Housing is linked to Child and Family Services (CFS) apprehension rates as well. Both on and off reserve, Indigenous children are apprehended from their families because of ‘neglect’, which often is lack of proper housing, clothing, and food. The CFS system in Canada has been dubbed a ‘modern day version’ of residential schools, as children are apprehended from their families and put into foster care in different areas of the province. This disconnect can lead to children being exposed to violence, mental health problems, and addiction. When parents lose their children to CFS, they lose access to social assistance, which impacts their access to housing.

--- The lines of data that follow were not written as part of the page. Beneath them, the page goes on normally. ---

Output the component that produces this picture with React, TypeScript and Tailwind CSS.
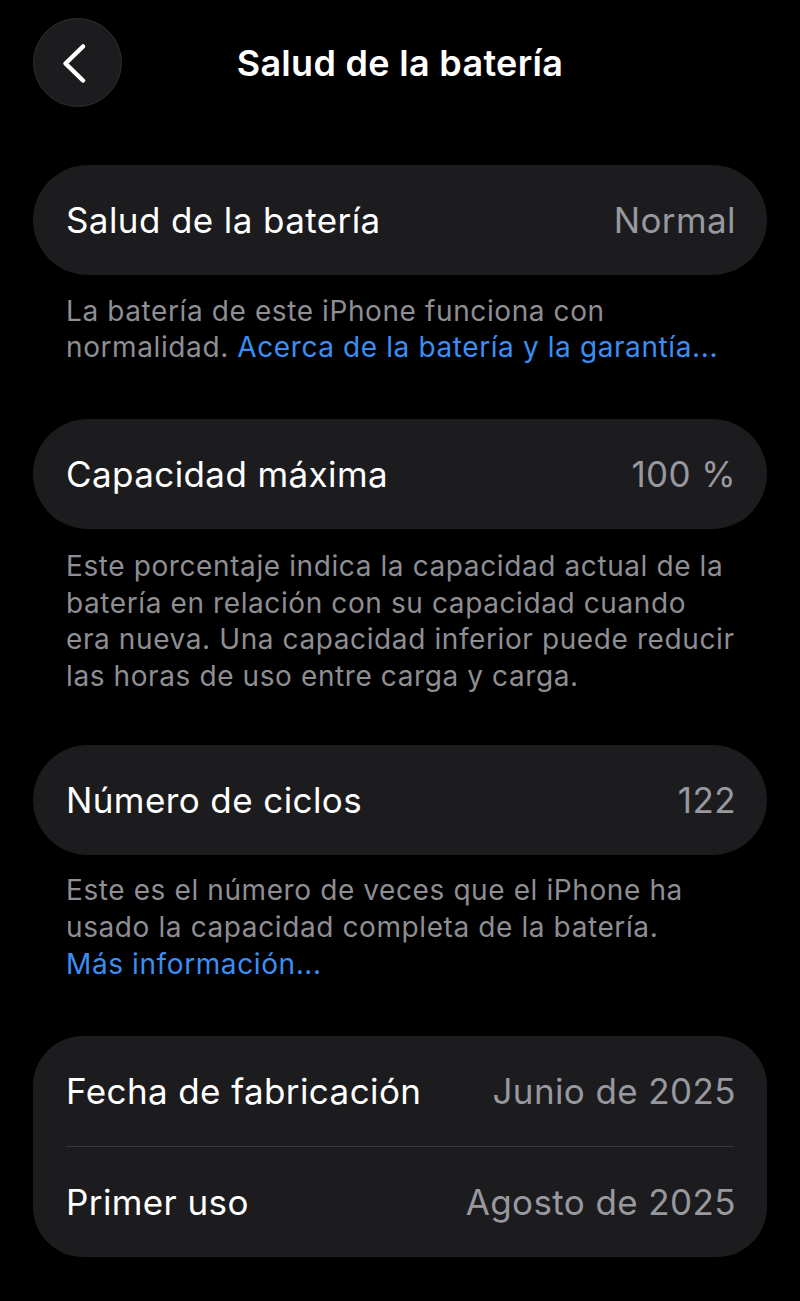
import React from "react";

const font = { fontFamily: "Inter, 'Noto Sans', sans-serif" };

function Row({ label, value }: { label: string; value: string }) {
  return (
    <div className="flex h-[110px] items-center justify-between pl-[33px] pr-[33px]">
      <span className="text-[35px] text-white tracking-[0.4px]">{label}</span>
      <span className="text-[35px] text-[#98989f] tracking-[0.4px] -mr-[2px]">{value}</span>
    </div>
  );
}

export default function App() {
  return (
    <div className="min-h-[1301px] w-[800px] bg-black" style={font}>
      <div className="px-[33px] pt-[18px]">
        <div className="relative flex h-[89px] items-center">
          <div className="flex h-[89px] w-[89px] items-center justify-start pl-[28px] rounded-full border border-[#2e2e30] bg-[#1c1c1e]">
            <svg width="26" height="42" viewBox="0 0 26 42" fill="none">
              <path d="M21 4.5 L3.5 21.5 L21 38.5" stroke="white" strokeWidth="4.5" strokeLinecap="round" strokeLinejoin="round" />
            </svg>
          </div>
          <div className="absolute left-0 right-0 text-center text-[36px] font-semibold text-white tracking-[0.3px] pointer-events-none">
            Salud de la batería
          </div>
        </div>

        <div className="mt-[58px] rounded-[55px] bg-[#1c1c1e]">
          <Row label="Salud de la batería" value="Normal" />
        </div>
        <p className="mt-[18px] pl-[33px] whitespace-nowrap text-[28px] leading-[36px] text-[#8e8e93] tracking-[0.6px]">
          La batería de este iPhone funciona con
          <br />
          normalidad. <span className="text-[#3b8ef3]">Acerca de la batería y la garantía...</span>
        </p>

        <div className="mt-[54px] rounded-[55px] bg-[#1c1c1e]">
          <Row label="Capacidad máxima" value="100 %" />
        </div>
        <p className="mt-[19px] pl-[33px] whitespace-nowrap text-[28px] leading-[36.7px] text-[#8e8e93] tracking-[0.6px]">
          Este porcentaje indica la capacidad actual de la
          <br />
          batería en relación con su capacidad cuando
          <br />
          era nueva. Una capacidad inferior puede reducir
          <br />
          las horas de uso entre carga y carga.
        </p>

        <div className="mt-[50px] rounded-[55px] bg-[#1c1c1e]">
          <Row label="Número de ciclos" value="122" />
        </div>
        <p className="mt-[17px] pl-[33px] whitespace-nowrap text-[28px] leading-[37px] text-[#8e8e93] tracking-[0.6px]">
          Este es el número de veces que el iPhone ha
          <br />
          usado la capacidad completa de la batería.
          <br />
          <span className="text-[#3b8ef3]">Más información...</span>
        </p>

        <div className="mt-[53px] rounded-[50px] bg-[#1c1c1e]">
          <Row label="Fecha de fabricación" value="Junio de 2025" />
          <div className="mx-[33px] h-px bg-[#3a3a3c]" />
          <Row label="Primer uso" value="Agosto de 2025" />
        </div>
      </div>
    </div>
  );
}
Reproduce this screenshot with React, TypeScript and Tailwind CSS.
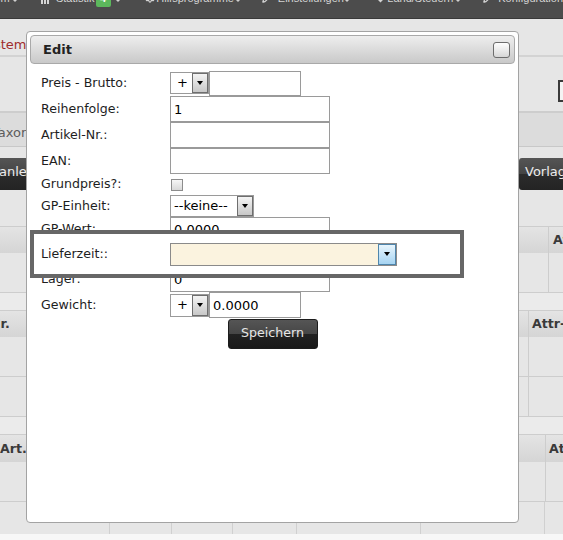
import React from "react";
import { Settings, Pencil } from "lucide-react";

const Caret = () => (
  <span className="mt-[6px] inline-block h-0 w-0 border-l-[3px] border-r-[3px] border-t-[3px] border-l-transparent border-r-transparent border-t-[#cfcfcf]" />
);

const Arrow = () => (
  <span className="inline-block h-0 w-0 border-l-[3.5px] border-r-[3.5px] border-t-[4px] border-l-transparent border-r-transparent border-t-black" />
);

function NavBar() {
  return (
    <div className="h-[19px] overflow-hidden border-b border-[#393939] bg-[#4c4c4c] font-['Liberation_Sans',Arial,sans-serif] text-[11px] text-[#d4d4d4]">
      <div className="-mt-[7px] flex h-[11px] items-start leading-[11px] whitespace-nowrap">
        <span className="-ml-[27px] w-[40px]">System</span>
        <span className="w-[30px]"><Caret /></span>
        <span className="flex w-[16px] items-end gap-[1px] pt-[1px]">
          <span className="h-[9px] w-[2px] bg-[#d4d4d4]" />
          <span className="h-[6px] w-[2px] bg-[#d4d4d4]" />
          <span className="h-[10px] w-[2px] bg-[#d4d4d4]" />
        </span>
        <span className="w-[41px]">Statistik</span>
        <span className="w-[20px]">
          <span className="block h-[14px] w-[15px] rounded-[2px] bg-[#5cb85c] text-center font-bold text-white">4</span>
        </span>
        <span className="w-[31px]"><Caret /></span>
        <span className="w-[12px]"><Settings size={10} strokeWidth={3} className="text-[#d4d4d4]" /></span>
        <span className="w-[82px]">Hilfsprogramme</span>
        <span className="w-[28px]"><Caret /></span>
        <span className="w-[16px]"><Pencil size={10} strokeWidth={3} className="text-[#d4d4d4]" /></span>
        <span className="w-[67px]">Einstellungen</span>
        <span className="w-[34px]"><Caret /></span>
        <span className="w-[11px] pt-[1px]"><span className="block h-[7px] w-[7px] rotate-45 bg-[#d4d4d4]" /></span>
        <span className="w-[70px]">Land/Steuern</span>
        <span className="w-[29px]"><Caret /></span>
        <span className="w-[16px]"><Pencil size={10} strokeWidth={3} className="text-[#d4d4d4]" /></span>
        <span>Konfiguration</span>
      </div>
    </div>
  );
}

function Background() {
  return (
    <div className="bg-[#e6e6e6]">
      <div className="h-[36px] overflow-hidden pt-[18px] text-[13px] leading-[16px] whitespace-nowrap text-[#a02c2c]">
        <div className="-ml-[22px]">System Verwaltung</div>
      </div>
      <div className="h-[2px] bg-[#d3d3d3]" />
      <div className="flex h-[54px] justify-end pt-[23px]">
        <div className="h-[22px] w-[5px] border-2 border-r-0 border-[#3a3a3a] bg-[#f4f4f4]" />
      </div>
      <div className="h-[36px] overflow-hidden border-t-2 border-b border-t-[#cdcdcd] border-b-[#c8c8c8] bg-[#dcdcdc] pt-[12px] text-[13px] leading-[16px] whitespace-nowrap text-[#5c5c5c]">
        <div className="-ml-[8px]">Taxonomie</div>
      </div>
      <div className="h-[11px]" />
      <div className="flex h-[32px] justify-between overflow-hidden text-[13px] text-[#ececec]">
        <div className="flex w-[60px] items-center rounded-r-[3px] bg-[linear-gradient(to_bottom,#555,#444_50%,#2c2c2c_50%,#242424)] pb-[4px] whitespace-nowrap">
          <span className="-ml-[1px]">anlegen</span>
        </div>
        <div className="flex w-[44px] items-center rounded-l-[3px] bg-[linear-gradient(to_bottom,#555,#444_50%,#2c2c2c_50%,#242424)] pb-[4px] pl-[6px] whitespace-nowrap">
          Vorlage
        </div>
      </div>
      <div className="h-[36px]" />

      {/* table 1 */}
      <div className="border-y border-[#cdcdcd]">
        <div className="flex h-[26px] bg-[linear-gradient(to_bottom,#e4e4e4,#d5d5d5)] text-[12.6px] font-bold text-[#3a3a3a]">
          <div className="flex-1" />
          <div className="w-[15px] overflow-hidden border-l border-[#cdcdcd] pl-[4px] leading-[26px] whitespace-nowrap">Attr</div>
        </div>
        <div className="flex h-[39px]">
          <div className="flex-1" />
          <div className="w-[15px] border-l border-[#cdcdcd]" />
        </div>
      </div>
      <div className="h-[17px] bg-[#ebebeb]" />

      {/* table 2 */}
      <div className="border-t border-[#cdcdcd]">
        <div className="flex h-[26px] bg-[linear-gradient(to_bottom,#e4e4e4,#d5d5d5)] text-[12.6px] font-bold leading-[26px] text-[#3a3a3a]">
          <div className="flex-1 overflow-hidden whitespace-nowrap">
            <span className="-ml-[10px] inline-block">Nr.</span>
          </div>
          <div className="w-[35px] overflow-hidden border-l border-[#cdcdcd] pl-[3px] whitespace-nowrap">Attr-Wert</div>
        </div>
        <div className="flex h-[40px] border-b border-[#cdcdcd]">
          <div className="flex-1" />
          <div className="w-[35px] border-l border-[#cdcdcd]" />
        </div>
        <div className="flex h-[40px] border-b border-[#cdcdcd]">
          <div className="flex-1" />
          <div className="w-[35px] border-l border-[#cdcdcd]" />
        </div>
      </div>
      <div className="h-[17px] bg-[#ebebeb]" />

      {/* table 3 */}
      <div className="border-t border-[#cdcdcd]">
        <div className="flex h-[27px] bg-[linear-gradient(to_bottom,#e4e4e4,#d5d5d5)] text-[12.6px] font-bold leading-[27px] text-[#3a3a3a]">
          <div className="flex-1 whitespace-nowrap">Art.-Nr.</div>
          <div className="w-[18px] overflow-hidden border-l border-[#cdcdcd] pl-[3px] whitespace-nowrap">Attr</div>
        </div>
        <div className="flex h-[40px] border-b border-[#cdcdcd]">
          <div className="flex-1" />
          <div className="w-[18px] border-l border-[#cdcdcd]" />
        </div>
        <div className="flex h-[32px]">
          <div className="w-[110px] border-r border-[#d0d0d0]" />
          <div className="w-[62px] border-r border-[#d0d0d0]" />
          <div className="w-[61px] border-r border-[#d0d0d0]" />
          <div className="w-[64px] border-r border-[#d0d0d0]" />
          <div className="w-[124px] border-r border-[#d0d0d0]" />
          <div className="w-[124px] border-r border-[#d0d0d0]" />
          <div className="flex-1" />
        </div>
      </div>
    </div>
  );
}

function TextInput({ value, className }: { value: string; className: string }) {
  return (
    <input
      readOnly
      value={value}
      className={`border border-[#9a9a9a] bg-white pl-[3px] text-[13px] text-black outline-none ${className}`}
    />
  );
}

function GraySelect({ text, className }: { text: string; className: string }) {
  return (
    <div className={`flex items-stretch border border-[#9a9a9a] bg-white text-[13px] text-black ${className}`}>
      <div className="flex flex-1 items-center pl-[3px] whitespace-nowrap">{text}</div>
      <div className="flex w-[16px] items-center justify-center border border-[#6e6e6e] bg-[linear-gradient(to_bottom,#f4f4f4,#c8c8c8)]">
        <Arrow />
      </div>
    </div>
  );
}

function Row({ label, h, children }: { label: string; h: string; children?: React.ReactNode }) {
  return (
    <div className={`flex items-center ${h}`}>
      <div className="w-[129px] whitespace-nowrap">{label}</div>
      {children}
    </div>
  );
}

function EditDialog() {
  return (
    <div className="absolute left-[26px] top-[31px] h-[492px] w-[493px] rounded-[4px] border border-[#a3a3a3] bg-white p-[3px]">
      <div className="flex h-[29px] items-center justify-between rounded-[4px] border border-[#a9a9a9] bg-[linear-gradient(to_bottom,#eeeeee,#c9c9c9)] pl-[12px] pr-[4px]">
        <span className="text-[13px] font-bold text-[#222]">Edit</span>
        <div className="h-[16px] w-[17px] rounded-[3px] border-[1.5px] border-[#6c6c6c] bg-[linear-gradient(to_bottom,#fdfdfd,#ebebeb_50%,#d6d6d6)]" />
      </div>

      <div className="ml-[11px] mt-[6px] text-[12.6px] text-[#1e1e1e]">
        <Row label="Preis - Brutto:" h="h-[26px]">
          <GraySelect text="+" className="h-[22px] w-[39px] [&>div:first-child]:pl-[6px]" />
          <TextInput value="" className="h-[25px] w-[92px]" />
        </Row>
        <Row label="Reihenfolge:" h="h-[26px]">
          <TextInput value="1" className="h-[26px] w-[160px]" />
        </Row>
        <Row label="Artikel-Nr.:" h="h-[26px]">
          <TextInput value="" className="h-[26px] w-[160px]" />
        </Row>
        <Row label="EAN:" h="h-[26px]">
          <TextInput value="" className="h-[26px] w-[160px]" />
        </Row>
        <Row label="Grundpreis?:" h="h-[21px]">
          <div className="ml-[1px] h-[12px] w-[12px] border border-[#8c8c8c] bg-[linear-gradient(to_bottom,#f6f6f6,#d8d8d8)]" />
        </Row>
        <Row label="GP-Einheit:" h="h-[22px]">
          <GraySelect text="--keine--" className="h-[22px] w-[84px]" />
        </Row>
        <Row label="GP-Wert:" h="h-[25px]">
          <TextInput value="0.0000" className="h-[25px] w-[160px]" />
        </Row>
        <div className="relative flex h-[24px] items-center">
          <div className="absolute -left-[11px] -top-[12px] h-[48px] w-[434px] border-4 border-[#676767] bg-white" />
          <div className="relative z-10 w-[129px] whitespace-nowrap">Lieferzeit::</div>
          <div className="relative z-10 flex h-[23px] w-[227px] items-stretch border border-[#8a8a8a] bg-[#fbf3df]">
            <div className="flex-1" />
            <div className="flex w-[18px] items-center justify-center border border-[#4f86ad] bg-[linear-gradient(to_bottom,#e8f5fd,#a6d4f2)]">
              <Arrow />
            </div>
          </div>
        </div>
        <Row label="Lager:" h="h-[26px]">
          <TextInput value="0" className="h-[26px] w-[160px]" />
        </Row>
        <Row label="Gewicht:" h="h-[26px]">
          <GraySelect text="+" className="h-[23px] w-[39px] [&>div:first-child]:pl-[6px]" />
          <TextInput value="0.0000" className="h-[26px] w-[92px]" />
        </Row>
      </div>

      <div className="mt-[1px] flex justify-center">
        <div className="flex h-[30px] w-[90px] items-center justify-center rounded-[3px] border border-[#1c1c1c] bg-[linear-gradient(to_bottom,#555,#464646_50%,#222_50%,#191919)] pb-[2px] text-[12.6px] text-[#e6e6e6]">
          Speichern
        </div>
      </div>
    </div>
  );
}

export default function App() {
  return (
    <div className="relative h-[540px] w-[563px] overflow-hidden bg-[#f7f7f7] font-['DejaVu_Sans',sans-serif]">
      <NavBar />
      <Background />
      <EditDialog />
    </div>
  );
}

This systematic oppression contributes to cycles of generational poverty and trauma, and can partially be connected back to adequate housing.
 
In Manitoba, the lack of affordable housing is connected to many larger systemic issues, and can impact access to many basic needs. It is evident that those most marginalized are affected by this lack of access, and that systems such as CFS make accessibility racialized. In Manitoba, the lack of affordable housing must be addressed in order to provide dignity and a higher quality of life for those who experience poverty.